___ Available data ___

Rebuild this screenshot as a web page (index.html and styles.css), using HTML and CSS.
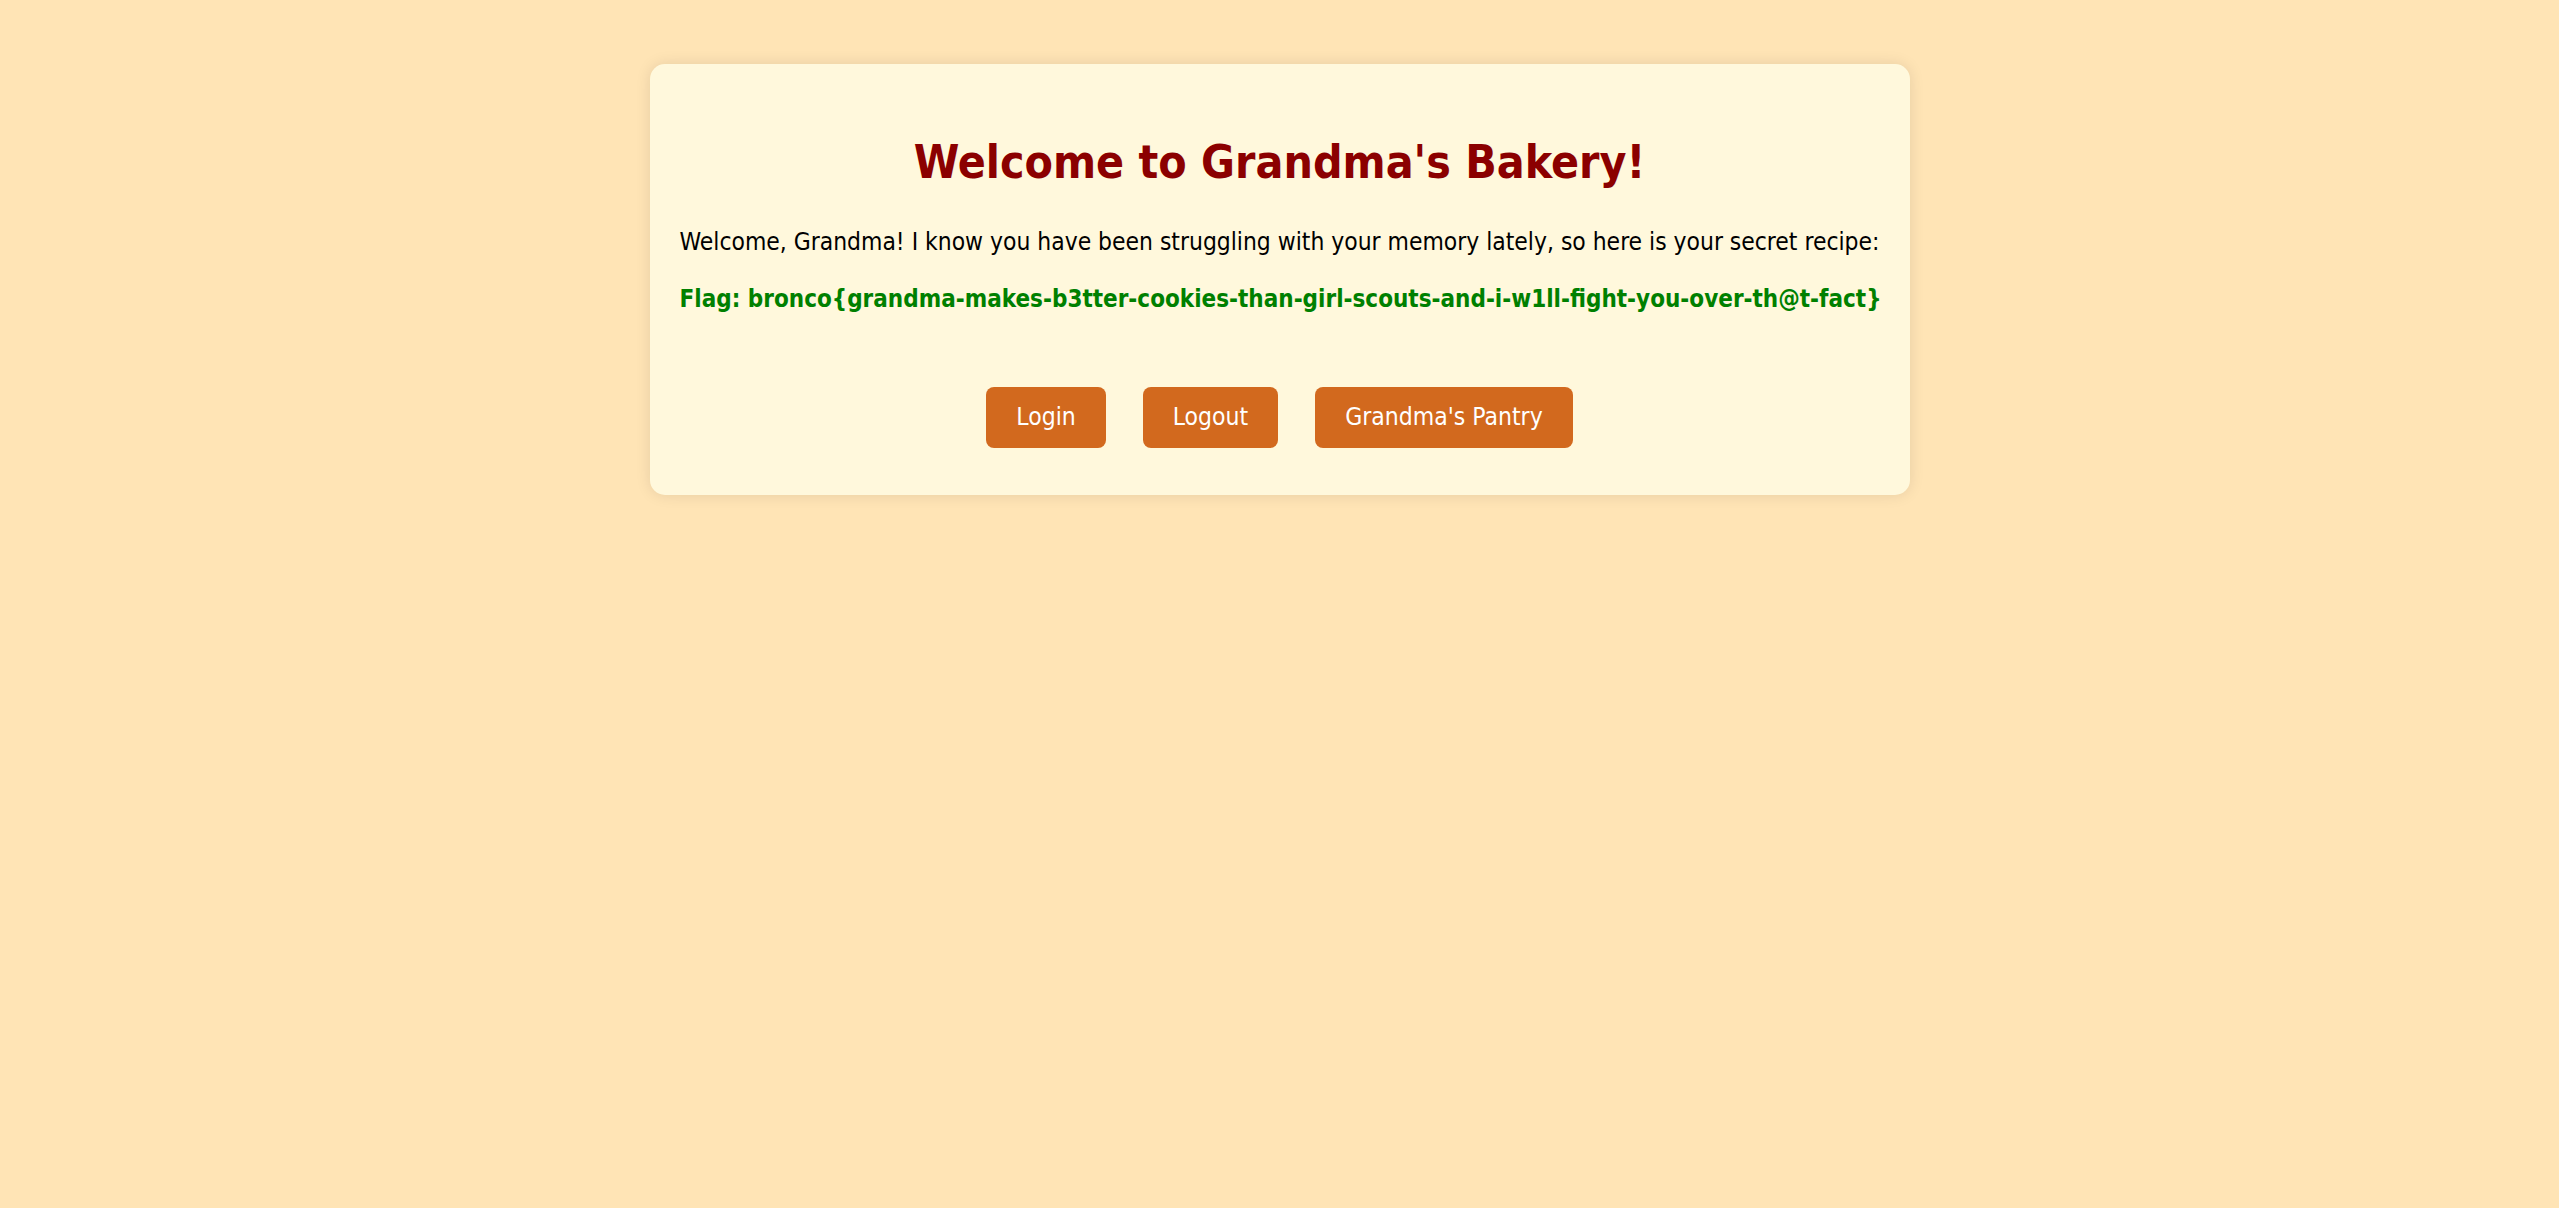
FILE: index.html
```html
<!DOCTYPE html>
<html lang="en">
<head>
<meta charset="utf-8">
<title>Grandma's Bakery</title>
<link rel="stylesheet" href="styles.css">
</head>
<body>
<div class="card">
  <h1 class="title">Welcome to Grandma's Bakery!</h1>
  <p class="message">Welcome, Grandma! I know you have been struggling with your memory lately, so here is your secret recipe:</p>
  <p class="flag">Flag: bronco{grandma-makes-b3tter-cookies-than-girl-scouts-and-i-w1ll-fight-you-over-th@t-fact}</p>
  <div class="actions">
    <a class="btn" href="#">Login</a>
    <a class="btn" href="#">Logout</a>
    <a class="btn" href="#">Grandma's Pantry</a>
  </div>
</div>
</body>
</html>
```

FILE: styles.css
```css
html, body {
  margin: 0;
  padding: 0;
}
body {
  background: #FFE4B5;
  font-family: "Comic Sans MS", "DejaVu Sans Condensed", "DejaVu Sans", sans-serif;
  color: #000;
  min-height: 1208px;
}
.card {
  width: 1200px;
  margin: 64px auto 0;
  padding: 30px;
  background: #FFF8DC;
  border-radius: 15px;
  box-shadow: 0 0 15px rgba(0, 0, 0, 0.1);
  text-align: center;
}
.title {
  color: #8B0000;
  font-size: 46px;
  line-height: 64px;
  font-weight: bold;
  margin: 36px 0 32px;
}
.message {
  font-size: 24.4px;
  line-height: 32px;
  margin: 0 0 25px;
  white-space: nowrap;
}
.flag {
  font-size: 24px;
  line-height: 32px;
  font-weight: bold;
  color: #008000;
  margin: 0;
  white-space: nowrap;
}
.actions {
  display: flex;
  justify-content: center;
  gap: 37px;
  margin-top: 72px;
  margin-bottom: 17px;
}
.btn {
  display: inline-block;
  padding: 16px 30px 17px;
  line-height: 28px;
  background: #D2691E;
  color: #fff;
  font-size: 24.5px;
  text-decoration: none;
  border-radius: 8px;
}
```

___

# [The problem]
Extract the full listing exactly, with the pictures left out.

# [Task solution]
Rebuild this screenshot as a web page (index.html and styles.css), using HTML and CSS.
FILE: index.html
```html
<!DOCTYPE html>
<html lang="en">
<head>
<meta charset="utf-8">
<title>Grandma's Bakery</title>
<link rel="stylesheet" href="styles.css">
</head>
<body>
<div class="card">
  <h1 class="title">Welcome to Grandma's Bakery!</h1>
  <p class="message">Welcome, Grandma! I know you have been struggling with your memory lately, so here is your secret recipe:</p>
  <p class="flag">Flag: bronco{grandma-makes-b3tter-cookies-than-girl-scouts-and-i-w1ll-fight-you-over-th@t-fact}</p>
  <div class="actions">
    <a class="btn" href="#">Login</a>
    <a class="btn" href="#">Logout</a>
    <a class="btn" href="#">Grandma's Pantry</a>
  </div>
</div>
</body>
</html>
```

FILE: styles.css
```css
html, body {
  margin: 0;
  padding: 0;
}
body {
  background: #FFE4B5;
  font-family: "Comic Sans MS", "DejaVu Sans Condensed", "DejaVu Sans", sans-serif;
  color: #000;
  min-height: 1208px;
}
.card {
  width: 1200px;
  margin: 64px auto 0;
  padding: 30px;
  background: #FFF8DC;
  border-radius: 15px;
  box-shadow: 0 0 15px rgba(0, 0, 0, 0.1);
  text-align: center;
}
.title {
  color: #8B0000;
  font-size: 46px;
  line-height: 64px;
  font-weight: bold;
  margin: 36px 0 32px;
}
.message {
  font-size: 24.4px;
  line-height: 32px;
  margin: 0 0 25px;
  white-space: nowrap;
}
.flag {
  font-size: 24px;
  line-height: 32px;
  font-weight: bold;
  color: #008000;
  margin: 0;
  white-space: nowrap;
}
.actions {
  display: flex;
  justify-content: center;
  gap: 37px;
  margin-top: 72px;
  margin-bottom: 17px;
}
.btn {
  display: inline-block;
  padding: 16px 30px 17px;
  line-height: 28px;
  background: #D2691E;
  color: #fff;
  font-size: 24.5px;
  text-decoration: none;
  border-radius: 8px;
}
```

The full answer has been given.